### Recorded information
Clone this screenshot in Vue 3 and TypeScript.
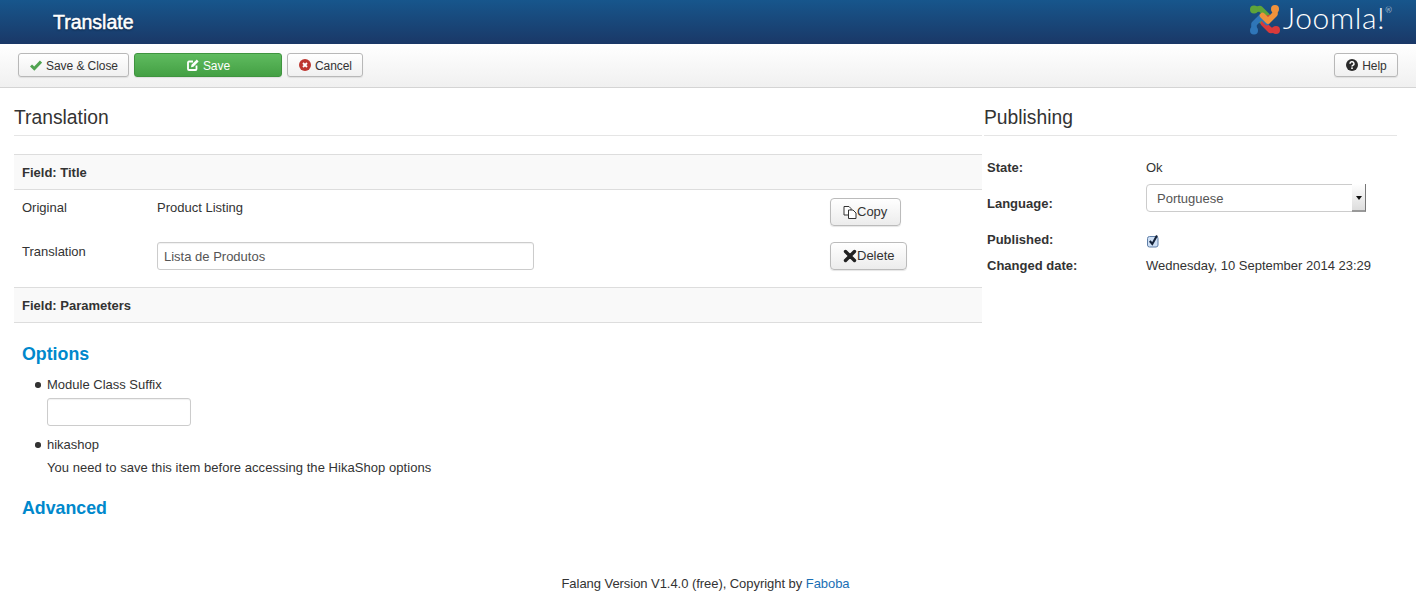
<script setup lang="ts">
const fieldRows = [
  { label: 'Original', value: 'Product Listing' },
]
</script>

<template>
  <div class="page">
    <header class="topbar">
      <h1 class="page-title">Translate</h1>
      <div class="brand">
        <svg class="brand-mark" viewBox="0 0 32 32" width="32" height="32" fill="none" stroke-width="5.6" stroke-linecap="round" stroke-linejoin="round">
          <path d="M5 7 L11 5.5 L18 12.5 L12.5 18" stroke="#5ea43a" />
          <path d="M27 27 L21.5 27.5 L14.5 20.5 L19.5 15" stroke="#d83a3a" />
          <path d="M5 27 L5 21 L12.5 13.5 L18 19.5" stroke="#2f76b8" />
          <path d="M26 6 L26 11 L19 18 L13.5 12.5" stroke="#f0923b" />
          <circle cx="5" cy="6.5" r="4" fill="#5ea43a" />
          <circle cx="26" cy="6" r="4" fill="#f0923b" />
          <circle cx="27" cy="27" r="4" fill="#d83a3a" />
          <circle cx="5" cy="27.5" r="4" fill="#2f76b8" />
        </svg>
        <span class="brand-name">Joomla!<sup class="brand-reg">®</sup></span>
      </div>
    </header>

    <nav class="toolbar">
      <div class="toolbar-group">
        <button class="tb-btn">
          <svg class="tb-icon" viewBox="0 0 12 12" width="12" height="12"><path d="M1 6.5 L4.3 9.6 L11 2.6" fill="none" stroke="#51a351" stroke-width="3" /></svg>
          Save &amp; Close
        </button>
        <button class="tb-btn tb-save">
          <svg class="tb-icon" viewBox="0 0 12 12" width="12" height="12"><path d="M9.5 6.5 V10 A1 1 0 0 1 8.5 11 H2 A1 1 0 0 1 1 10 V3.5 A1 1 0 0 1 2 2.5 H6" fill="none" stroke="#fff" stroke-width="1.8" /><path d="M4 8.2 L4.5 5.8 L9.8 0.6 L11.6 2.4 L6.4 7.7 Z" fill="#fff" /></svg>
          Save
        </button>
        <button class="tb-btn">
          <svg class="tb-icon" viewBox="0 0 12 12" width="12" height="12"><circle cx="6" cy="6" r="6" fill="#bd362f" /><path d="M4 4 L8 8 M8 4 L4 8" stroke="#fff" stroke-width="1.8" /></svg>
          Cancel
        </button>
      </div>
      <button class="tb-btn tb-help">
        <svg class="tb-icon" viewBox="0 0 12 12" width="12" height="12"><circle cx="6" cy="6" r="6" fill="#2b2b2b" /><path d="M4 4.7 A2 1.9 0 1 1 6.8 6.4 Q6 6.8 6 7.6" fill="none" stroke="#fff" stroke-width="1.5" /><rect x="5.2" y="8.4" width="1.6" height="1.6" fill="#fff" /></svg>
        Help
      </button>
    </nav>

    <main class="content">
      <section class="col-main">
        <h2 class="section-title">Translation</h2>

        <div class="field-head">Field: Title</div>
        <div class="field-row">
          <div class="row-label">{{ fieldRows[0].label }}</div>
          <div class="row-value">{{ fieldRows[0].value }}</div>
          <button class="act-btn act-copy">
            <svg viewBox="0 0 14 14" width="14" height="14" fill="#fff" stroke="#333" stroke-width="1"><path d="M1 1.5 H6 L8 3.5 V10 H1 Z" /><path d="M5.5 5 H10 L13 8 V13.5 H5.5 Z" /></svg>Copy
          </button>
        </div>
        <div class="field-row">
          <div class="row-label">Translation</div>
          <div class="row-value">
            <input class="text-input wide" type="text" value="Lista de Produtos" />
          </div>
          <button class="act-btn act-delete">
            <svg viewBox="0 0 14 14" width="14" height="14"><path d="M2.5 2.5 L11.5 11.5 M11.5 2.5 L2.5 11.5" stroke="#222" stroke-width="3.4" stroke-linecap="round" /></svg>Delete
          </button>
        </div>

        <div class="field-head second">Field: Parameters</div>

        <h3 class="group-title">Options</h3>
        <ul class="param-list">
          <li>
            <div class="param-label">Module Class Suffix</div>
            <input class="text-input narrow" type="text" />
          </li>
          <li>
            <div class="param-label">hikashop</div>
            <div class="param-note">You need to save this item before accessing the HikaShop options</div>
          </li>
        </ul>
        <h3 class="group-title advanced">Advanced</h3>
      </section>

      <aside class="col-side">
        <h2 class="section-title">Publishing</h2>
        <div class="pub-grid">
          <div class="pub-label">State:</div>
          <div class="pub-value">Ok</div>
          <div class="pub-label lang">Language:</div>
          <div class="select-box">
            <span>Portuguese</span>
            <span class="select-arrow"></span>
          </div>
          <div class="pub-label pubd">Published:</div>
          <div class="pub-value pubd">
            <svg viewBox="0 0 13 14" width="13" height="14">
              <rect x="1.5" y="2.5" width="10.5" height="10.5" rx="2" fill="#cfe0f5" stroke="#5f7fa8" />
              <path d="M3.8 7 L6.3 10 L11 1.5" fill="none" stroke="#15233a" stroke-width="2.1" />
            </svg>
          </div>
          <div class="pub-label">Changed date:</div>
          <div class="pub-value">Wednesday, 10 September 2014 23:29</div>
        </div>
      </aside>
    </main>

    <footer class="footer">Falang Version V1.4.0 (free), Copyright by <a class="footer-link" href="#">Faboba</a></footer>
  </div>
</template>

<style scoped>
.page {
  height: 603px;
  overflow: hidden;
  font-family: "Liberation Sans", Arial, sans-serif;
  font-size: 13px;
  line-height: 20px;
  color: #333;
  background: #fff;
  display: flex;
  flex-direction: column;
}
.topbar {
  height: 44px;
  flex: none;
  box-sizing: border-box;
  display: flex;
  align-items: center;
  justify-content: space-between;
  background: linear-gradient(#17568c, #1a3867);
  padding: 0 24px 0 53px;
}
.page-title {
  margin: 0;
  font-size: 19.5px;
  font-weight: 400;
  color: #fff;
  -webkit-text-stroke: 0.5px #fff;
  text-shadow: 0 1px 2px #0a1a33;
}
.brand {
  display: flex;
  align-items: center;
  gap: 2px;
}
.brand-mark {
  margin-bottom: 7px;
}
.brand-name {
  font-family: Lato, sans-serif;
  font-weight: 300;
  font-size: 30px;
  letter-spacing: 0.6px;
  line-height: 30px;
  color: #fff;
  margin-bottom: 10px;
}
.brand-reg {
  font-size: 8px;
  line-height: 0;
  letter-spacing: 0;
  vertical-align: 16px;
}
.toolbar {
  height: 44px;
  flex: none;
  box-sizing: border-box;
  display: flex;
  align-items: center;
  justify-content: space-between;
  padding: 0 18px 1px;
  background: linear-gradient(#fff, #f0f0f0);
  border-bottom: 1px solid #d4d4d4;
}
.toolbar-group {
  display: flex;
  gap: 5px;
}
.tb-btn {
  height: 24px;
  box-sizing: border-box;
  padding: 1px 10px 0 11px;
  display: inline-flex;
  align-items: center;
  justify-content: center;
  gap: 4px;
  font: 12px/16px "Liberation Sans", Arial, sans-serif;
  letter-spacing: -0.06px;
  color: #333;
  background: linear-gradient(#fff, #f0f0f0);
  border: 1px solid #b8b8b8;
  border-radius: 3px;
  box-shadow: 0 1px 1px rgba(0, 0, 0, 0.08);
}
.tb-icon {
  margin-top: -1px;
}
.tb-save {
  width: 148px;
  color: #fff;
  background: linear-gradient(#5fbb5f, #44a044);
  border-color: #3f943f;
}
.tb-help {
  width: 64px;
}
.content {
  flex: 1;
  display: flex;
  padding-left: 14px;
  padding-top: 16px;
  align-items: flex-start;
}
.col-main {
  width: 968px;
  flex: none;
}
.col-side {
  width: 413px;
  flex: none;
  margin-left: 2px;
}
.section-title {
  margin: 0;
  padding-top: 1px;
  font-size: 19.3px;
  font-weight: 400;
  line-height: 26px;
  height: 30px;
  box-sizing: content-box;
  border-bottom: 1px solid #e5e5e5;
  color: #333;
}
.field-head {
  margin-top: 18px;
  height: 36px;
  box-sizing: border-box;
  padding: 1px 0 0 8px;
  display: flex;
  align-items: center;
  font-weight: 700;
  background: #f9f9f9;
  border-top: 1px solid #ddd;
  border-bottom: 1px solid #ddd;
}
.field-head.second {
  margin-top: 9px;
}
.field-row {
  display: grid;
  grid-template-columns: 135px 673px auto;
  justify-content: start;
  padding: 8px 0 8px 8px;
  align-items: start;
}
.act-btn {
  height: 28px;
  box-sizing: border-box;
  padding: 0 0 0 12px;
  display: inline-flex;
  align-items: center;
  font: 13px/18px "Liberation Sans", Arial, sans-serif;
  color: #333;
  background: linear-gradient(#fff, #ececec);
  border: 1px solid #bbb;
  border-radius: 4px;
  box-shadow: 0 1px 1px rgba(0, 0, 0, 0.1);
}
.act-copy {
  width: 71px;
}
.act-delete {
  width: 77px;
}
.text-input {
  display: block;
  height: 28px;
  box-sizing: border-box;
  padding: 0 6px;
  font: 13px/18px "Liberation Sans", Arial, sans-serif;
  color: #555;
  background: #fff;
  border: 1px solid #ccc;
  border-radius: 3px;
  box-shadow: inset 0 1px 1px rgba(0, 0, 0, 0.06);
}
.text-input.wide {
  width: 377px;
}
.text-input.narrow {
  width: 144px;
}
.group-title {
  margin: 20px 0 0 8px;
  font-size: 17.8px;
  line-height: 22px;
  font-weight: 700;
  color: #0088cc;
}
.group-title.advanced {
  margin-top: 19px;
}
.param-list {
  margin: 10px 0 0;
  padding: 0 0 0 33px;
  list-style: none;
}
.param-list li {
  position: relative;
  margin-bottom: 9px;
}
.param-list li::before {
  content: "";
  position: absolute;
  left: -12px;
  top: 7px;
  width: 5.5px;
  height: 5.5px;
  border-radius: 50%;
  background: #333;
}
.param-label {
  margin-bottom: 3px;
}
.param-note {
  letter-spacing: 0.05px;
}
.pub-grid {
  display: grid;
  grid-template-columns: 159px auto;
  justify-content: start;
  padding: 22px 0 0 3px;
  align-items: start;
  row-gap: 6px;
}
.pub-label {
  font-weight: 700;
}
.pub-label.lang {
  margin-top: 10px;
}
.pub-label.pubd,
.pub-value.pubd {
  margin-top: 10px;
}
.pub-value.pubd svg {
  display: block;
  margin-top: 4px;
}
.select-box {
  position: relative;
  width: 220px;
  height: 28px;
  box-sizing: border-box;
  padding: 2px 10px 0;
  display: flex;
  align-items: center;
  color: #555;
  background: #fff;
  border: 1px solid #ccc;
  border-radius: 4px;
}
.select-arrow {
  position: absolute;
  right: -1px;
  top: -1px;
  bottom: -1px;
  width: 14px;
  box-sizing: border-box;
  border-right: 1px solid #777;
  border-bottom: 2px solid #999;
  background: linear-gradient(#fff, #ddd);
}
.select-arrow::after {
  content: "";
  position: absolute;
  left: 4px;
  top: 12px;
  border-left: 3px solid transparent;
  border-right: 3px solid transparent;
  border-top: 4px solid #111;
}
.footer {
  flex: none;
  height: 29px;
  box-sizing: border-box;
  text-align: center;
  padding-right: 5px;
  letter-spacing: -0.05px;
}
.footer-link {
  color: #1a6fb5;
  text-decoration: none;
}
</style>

### Description of the task
Tally the lines above that contain the word "this", and reply with only the number.

### Solution
2